When Better Homes and Gardens refreshed its site last week, it did so with mobile in mind.
About 50% of site visits to the Meredith Corp.-owned property happen on mobile devices, which made creating a better consumer and advertising experience on mobile a priority. But desktop got attention too, with both mobile and desktop redesigned to address advertiser viewability demands and improve audience engagement.
“The question every brand is trying to solve is: How do you best engage consumers in a noisy landscape in a way that provides a better consumer experience?” said Meredith sales SVP Marc Rothschild. Rothschild is the former COO of Selectable Media, a creator of native video and ad units, which Meredith acquired in January.

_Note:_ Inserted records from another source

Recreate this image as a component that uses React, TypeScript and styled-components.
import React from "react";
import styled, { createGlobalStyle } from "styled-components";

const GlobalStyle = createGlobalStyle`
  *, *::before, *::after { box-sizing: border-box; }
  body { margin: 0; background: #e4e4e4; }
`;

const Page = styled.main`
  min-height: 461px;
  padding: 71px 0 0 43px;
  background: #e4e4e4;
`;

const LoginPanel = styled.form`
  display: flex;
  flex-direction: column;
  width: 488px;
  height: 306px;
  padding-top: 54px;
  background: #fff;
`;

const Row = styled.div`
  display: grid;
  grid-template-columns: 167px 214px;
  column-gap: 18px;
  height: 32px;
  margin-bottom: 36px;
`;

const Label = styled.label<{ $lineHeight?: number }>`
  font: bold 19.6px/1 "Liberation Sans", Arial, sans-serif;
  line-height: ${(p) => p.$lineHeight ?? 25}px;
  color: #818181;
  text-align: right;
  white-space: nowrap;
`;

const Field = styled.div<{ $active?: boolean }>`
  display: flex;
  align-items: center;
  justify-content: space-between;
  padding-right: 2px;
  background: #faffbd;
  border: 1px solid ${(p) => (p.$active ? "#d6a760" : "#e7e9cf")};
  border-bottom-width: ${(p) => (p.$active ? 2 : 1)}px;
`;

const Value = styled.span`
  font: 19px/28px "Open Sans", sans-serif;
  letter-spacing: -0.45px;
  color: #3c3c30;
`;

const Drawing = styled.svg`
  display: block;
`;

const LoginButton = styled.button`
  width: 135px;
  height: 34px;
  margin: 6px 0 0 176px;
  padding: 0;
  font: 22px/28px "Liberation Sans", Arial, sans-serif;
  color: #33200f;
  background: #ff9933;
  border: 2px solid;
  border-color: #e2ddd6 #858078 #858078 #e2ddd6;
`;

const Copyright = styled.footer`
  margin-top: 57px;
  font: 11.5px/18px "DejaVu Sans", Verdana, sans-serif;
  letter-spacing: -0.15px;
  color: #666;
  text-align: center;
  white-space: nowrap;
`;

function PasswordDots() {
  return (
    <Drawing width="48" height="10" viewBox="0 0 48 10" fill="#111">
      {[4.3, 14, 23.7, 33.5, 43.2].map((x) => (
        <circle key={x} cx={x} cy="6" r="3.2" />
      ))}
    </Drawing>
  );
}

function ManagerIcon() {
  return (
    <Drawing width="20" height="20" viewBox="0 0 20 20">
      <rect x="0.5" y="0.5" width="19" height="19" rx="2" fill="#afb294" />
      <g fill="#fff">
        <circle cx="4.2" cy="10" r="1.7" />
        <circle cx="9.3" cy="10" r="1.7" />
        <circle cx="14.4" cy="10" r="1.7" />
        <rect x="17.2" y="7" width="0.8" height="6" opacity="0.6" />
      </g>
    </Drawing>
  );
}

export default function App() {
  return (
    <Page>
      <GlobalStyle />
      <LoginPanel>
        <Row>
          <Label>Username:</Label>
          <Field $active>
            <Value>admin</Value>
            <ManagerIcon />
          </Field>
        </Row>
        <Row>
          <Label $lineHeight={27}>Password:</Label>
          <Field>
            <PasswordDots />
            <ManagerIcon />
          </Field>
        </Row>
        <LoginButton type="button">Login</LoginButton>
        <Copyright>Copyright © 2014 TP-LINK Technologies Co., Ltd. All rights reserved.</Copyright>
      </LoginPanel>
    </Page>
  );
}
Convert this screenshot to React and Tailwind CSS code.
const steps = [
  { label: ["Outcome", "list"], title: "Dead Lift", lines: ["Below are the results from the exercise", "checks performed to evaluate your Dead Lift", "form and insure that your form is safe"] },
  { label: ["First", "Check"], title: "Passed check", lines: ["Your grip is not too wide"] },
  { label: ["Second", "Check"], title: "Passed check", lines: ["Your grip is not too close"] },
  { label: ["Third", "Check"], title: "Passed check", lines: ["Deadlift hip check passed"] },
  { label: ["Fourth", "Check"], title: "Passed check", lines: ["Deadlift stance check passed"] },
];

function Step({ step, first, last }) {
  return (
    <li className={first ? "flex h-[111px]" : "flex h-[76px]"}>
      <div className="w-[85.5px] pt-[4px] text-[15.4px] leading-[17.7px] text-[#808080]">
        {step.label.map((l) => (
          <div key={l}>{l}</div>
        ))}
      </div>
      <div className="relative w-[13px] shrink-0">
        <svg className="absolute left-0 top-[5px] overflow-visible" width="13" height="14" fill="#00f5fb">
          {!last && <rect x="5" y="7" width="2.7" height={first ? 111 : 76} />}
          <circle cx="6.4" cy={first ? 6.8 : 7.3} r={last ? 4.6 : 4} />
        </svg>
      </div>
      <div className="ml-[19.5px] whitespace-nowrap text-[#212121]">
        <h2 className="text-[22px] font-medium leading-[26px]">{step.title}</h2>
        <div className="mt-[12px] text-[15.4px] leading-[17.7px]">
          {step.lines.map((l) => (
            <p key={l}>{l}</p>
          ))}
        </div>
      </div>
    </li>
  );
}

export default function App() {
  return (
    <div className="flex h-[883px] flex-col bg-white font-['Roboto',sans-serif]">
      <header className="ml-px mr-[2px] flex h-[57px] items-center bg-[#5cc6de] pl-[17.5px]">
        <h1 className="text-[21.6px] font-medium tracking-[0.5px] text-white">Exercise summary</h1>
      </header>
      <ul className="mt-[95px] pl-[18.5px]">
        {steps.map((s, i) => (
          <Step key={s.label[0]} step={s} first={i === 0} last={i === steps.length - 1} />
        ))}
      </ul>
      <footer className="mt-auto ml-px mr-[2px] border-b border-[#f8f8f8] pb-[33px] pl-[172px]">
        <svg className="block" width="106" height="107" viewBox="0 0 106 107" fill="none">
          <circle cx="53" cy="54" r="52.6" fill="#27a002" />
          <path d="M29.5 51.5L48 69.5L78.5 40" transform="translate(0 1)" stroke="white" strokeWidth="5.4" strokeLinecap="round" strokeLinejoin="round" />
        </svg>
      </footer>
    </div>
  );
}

Because native ad integration was also a consideration, Better Homes and Gardens relied heavily on expertise from Selectable Media in its redesign. Native, besides improving ad viewability, also makes the site more usable and presents ad units audiences accept.
“The ads blend a lot more than they did before,” said Chief Digital Officer Andy Wilson, who oversaw the refresh. “They’re not on the standard right rail.”
The redesign also emphasizes video content and, since the refresh, video views have doubled. “Videos and listicles were hidden [before], and we had to use marketing promotions to push to those,” Wilson said.
To increase viewability – which it measures with Moat – Better Homes and Gardens made three key fixes.
One, it’s implemented “docked” ad units that stick on the page as a user scrolls down. Two, it’s only loading ads when they come in view. Finally, it looked at the site templates themselves and rearranged ads on the site where they’d get the highest viewability.
Adding Data To The Engagement Equation
Meredith’s improvements to Better Homes and Gardens’ site is one part of how it’s trying to improve engagement for advertisers. Another is context. Meredith is pairing up its engagement-focused advertising tech with its first-party data to create the kind of ads its 70 million readers want to see.
“Integrating brand messaging into our trusted conversations with [readers] is something no network is able to do,” Rothschild said.
For instance, if Meredith is working with a food brand, it can use its first-party data to understand what ingredients an individual consumer might need, and when or how often they prepare certain foods.
Meredith will use that information to create different types of custom content – like health-focused executions for Eating Well and a family-friendly one for Parents. Although many of these programs focus on driving awareness, Meredith can track consumers all the way through the purchase funnel to what Meredith can count as a conversion: saving a recipe.
Advertisers buying custom ad campaigns through Meredith often augment those programs with programmatic buys. Holistic programs “take advertisers from non-traditional media or content creation all the way down to promoting access to that content, and traditional IAB standard units [bought] programmatically,” Rothschild said.
With the refresh of Better Homes and Gardens, advertisers buying custom content will see their native and video ad units distributed in an environment friendlier to users and advertisers. Meredith plans to update its Parents and Shape websites in the near future.
“This will continue to be a trend,” Wilson said, summing up Meredith’s plans: “Focusing the user experience around mobile and improving ad product integration.”